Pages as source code
— Start —
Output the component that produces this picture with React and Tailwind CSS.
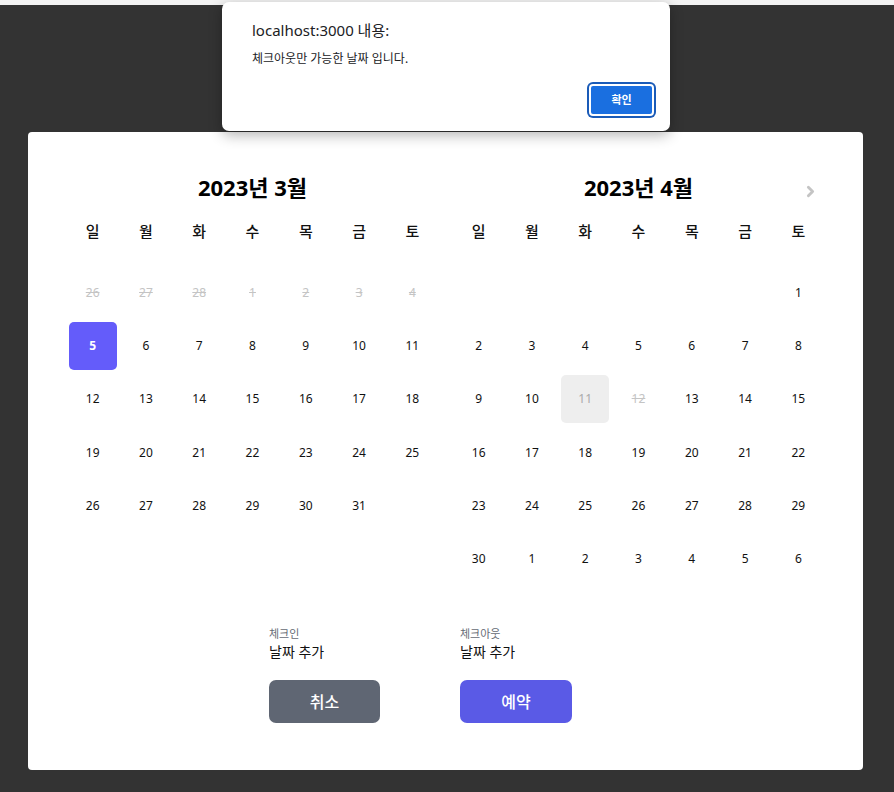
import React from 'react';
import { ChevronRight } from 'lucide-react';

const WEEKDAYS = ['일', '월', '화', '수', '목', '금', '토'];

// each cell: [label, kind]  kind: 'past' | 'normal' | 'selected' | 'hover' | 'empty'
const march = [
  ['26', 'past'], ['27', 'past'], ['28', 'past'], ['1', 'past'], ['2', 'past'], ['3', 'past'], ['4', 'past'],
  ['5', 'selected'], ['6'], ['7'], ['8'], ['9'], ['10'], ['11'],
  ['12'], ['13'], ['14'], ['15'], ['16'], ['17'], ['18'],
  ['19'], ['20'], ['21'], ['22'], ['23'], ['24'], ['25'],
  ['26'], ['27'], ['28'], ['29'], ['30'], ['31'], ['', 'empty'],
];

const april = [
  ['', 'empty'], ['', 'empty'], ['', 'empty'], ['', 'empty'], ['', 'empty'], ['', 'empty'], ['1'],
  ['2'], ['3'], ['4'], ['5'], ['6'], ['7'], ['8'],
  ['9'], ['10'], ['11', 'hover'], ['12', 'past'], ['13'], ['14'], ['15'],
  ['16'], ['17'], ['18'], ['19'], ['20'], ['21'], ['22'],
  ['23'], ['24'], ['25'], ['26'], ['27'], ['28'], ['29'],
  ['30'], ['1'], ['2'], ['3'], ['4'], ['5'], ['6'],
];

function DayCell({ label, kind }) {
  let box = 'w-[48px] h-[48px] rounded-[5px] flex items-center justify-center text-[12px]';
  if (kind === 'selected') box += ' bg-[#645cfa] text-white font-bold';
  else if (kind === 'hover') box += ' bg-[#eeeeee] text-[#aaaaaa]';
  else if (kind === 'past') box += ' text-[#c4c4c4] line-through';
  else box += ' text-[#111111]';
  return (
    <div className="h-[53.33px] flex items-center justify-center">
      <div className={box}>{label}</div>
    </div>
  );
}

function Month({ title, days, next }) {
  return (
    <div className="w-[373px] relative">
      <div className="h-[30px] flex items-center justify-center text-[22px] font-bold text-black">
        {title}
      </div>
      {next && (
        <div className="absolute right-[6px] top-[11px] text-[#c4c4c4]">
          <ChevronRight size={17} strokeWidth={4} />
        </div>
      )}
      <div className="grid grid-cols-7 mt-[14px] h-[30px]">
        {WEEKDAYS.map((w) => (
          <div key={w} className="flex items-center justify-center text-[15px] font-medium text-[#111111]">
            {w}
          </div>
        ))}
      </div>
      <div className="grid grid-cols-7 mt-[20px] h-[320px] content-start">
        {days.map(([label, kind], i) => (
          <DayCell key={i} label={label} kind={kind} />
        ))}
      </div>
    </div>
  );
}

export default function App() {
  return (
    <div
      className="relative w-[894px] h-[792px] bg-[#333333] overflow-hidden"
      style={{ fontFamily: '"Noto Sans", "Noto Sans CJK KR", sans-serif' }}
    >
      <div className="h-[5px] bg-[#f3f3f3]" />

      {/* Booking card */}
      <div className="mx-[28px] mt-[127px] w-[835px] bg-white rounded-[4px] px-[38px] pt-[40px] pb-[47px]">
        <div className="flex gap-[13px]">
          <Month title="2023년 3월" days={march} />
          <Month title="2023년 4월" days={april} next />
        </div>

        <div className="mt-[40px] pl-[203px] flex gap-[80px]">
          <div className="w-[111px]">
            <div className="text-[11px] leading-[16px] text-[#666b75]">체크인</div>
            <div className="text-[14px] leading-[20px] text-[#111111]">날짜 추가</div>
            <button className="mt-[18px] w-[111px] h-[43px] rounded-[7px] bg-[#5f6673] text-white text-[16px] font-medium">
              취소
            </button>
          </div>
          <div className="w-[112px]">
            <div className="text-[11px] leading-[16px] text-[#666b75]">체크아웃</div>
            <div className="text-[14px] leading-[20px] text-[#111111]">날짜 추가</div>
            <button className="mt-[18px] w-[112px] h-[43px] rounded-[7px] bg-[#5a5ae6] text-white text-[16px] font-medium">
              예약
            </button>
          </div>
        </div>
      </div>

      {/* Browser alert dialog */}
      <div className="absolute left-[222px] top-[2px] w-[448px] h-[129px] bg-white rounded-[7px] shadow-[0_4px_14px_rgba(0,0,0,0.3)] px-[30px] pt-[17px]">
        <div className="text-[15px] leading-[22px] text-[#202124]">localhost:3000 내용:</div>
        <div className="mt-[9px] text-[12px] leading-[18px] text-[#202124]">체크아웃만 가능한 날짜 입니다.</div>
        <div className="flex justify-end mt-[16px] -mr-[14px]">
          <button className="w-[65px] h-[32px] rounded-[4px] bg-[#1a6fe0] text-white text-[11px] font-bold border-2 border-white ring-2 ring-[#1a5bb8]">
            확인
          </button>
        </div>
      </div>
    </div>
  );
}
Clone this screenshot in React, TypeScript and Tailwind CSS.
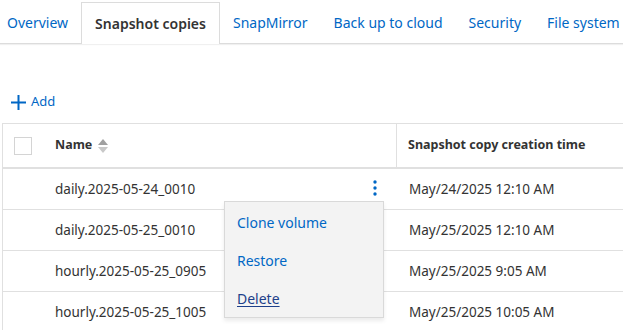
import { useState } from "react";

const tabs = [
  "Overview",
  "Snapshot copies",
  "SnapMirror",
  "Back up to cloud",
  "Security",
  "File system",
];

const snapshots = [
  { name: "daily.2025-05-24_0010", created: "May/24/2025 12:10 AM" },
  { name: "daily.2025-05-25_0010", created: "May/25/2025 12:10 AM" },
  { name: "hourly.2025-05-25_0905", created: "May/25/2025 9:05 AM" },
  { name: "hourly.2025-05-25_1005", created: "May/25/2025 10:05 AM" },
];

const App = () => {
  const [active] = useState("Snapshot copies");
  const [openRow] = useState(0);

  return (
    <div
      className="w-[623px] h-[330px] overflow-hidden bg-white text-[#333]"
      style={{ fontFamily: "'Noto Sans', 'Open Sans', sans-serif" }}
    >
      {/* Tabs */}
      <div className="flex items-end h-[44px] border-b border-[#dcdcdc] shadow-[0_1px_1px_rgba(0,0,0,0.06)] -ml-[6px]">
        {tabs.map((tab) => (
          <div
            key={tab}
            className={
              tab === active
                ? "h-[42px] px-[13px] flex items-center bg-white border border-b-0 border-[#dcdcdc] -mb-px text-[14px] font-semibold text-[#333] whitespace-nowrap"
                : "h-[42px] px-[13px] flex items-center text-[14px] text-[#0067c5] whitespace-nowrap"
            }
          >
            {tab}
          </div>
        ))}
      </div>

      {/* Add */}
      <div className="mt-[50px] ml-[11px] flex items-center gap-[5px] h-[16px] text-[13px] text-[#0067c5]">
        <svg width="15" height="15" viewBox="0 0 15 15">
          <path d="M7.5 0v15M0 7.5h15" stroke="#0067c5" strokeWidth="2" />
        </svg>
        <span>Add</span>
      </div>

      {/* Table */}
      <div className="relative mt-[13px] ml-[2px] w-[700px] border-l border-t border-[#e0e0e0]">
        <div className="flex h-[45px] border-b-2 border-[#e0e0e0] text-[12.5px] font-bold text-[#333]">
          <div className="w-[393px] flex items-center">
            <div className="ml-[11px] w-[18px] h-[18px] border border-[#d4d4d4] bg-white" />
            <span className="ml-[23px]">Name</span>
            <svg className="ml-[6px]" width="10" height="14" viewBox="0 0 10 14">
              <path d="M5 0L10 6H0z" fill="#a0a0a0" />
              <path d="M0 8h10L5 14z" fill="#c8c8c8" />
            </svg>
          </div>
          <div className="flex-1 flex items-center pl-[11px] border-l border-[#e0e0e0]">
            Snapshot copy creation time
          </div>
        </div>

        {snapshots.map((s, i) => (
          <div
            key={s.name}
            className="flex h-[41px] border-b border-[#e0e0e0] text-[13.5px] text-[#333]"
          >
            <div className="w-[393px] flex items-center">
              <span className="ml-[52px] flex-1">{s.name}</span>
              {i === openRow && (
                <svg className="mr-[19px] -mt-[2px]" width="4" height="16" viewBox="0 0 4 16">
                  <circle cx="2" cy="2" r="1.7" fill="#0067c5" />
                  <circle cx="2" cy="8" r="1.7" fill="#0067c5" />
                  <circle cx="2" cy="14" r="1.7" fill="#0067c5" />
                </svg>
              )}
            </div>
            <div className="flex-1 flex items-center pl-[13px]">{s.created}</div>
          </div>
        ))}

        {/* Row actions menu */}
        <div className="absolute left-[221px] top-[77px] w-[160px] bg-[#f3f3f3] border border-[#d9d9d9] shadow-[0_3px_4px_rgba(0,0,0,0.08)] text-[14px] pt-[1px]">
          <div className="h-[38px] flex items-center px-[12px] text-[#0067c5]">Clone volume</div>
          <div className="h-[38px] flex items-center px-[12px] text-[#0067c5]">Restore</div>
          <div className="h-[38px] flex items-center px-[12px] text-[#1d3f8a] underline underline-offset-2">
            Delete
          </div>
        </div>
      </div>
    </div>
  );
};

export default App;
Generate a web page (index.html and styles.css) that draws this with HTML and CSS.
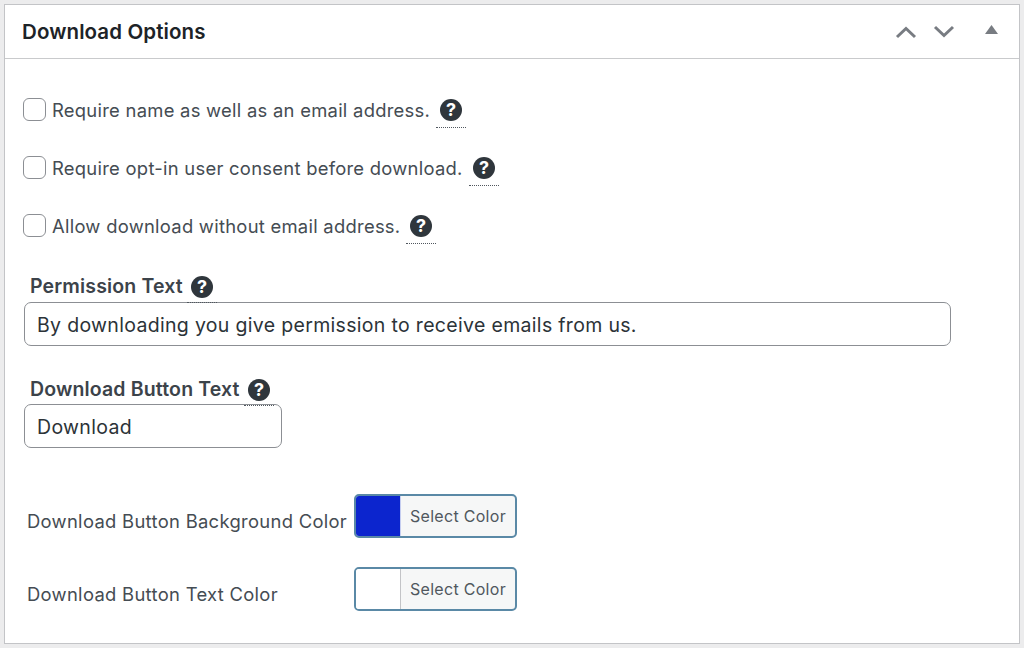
— End —
Task: All lines from the start of the entries above through the line containing "const WEEKDAYS = ['일', '월', '화', '수', '목', '금', '토'];" are to be given again exactly; the pictures are not.

Exercise answer:
Output the component that produces this picture with React and Tailwind CSS.
import React from 'react';
import { ChevronRight } from 'lucide-react';

const WEEKDAYS = ['일', '월', '화', '수', '목', '금', '토'];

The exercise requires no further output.